You Should See My Scars Vol. 1

I must have been between the ages of seven and nine on a family visit to my Grandfather’s apartment. Even though he lived within twenty to thirty minutes to our house, depending on traffic, it was rare to see him. I can only remember a handful of times.

This particular time, my brother and I were in the parking lot having a rock fight. Not the smartest thing two boys can do. He is five years older than I am so that puts him at twelve to fourteen years old. The sun was going down quickly, as it does in South Florida.

As often happened with my brother growing up, he did or said something I did not like and I played up the drama by turning away from him and tapping my foot. It was falling dark, quickly.

“James, watch out!” he said.

I turned and was hit in the forehead by what felt like a boulder, but turned out was only a large rock. I was filled with anger and my brother was filled with panic as he saw what he had done. I fell to the ground and he rushed over. As he began to drag me toward my grandfather’s apartment, I was screaming my refusal and telling him to, more than likely, “unhand me.” As the dragging continued, I felt a warm sensation washing over my face and in my eyes.

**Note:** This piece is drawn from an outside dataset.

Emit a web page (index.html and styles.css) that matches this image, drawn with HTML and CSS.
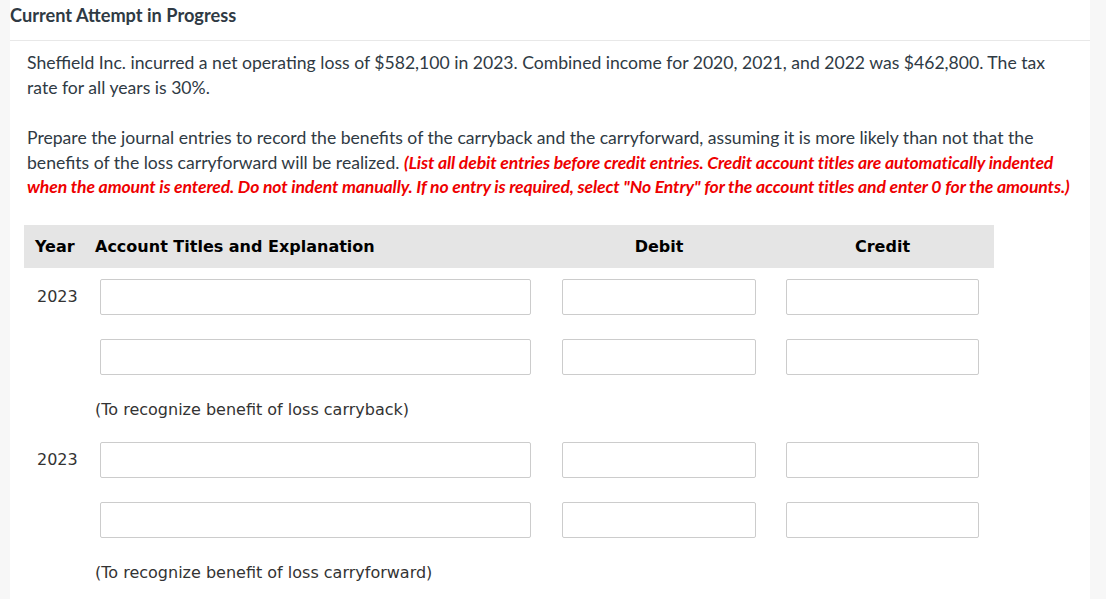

I touched my face and looked at it. There was barely any natural light anymore and the substance was just dark and thick on my hand. I knew what it was though and began to scream in a different way. I was scared and crying now, no longer angry.

The scene inside the apartment was one of shock and panic, as I’m sure all they saw was my brother dragging in a bloodied me. My father drove to the hospital and my grandfather held me in the passenger seat in his lap with something over my forehead to slow the blood flow.

I had seven stitches put in and the doctor said that I would not have a scar.

It is there, a diagonal inch jutting from the hairline, right in the middle.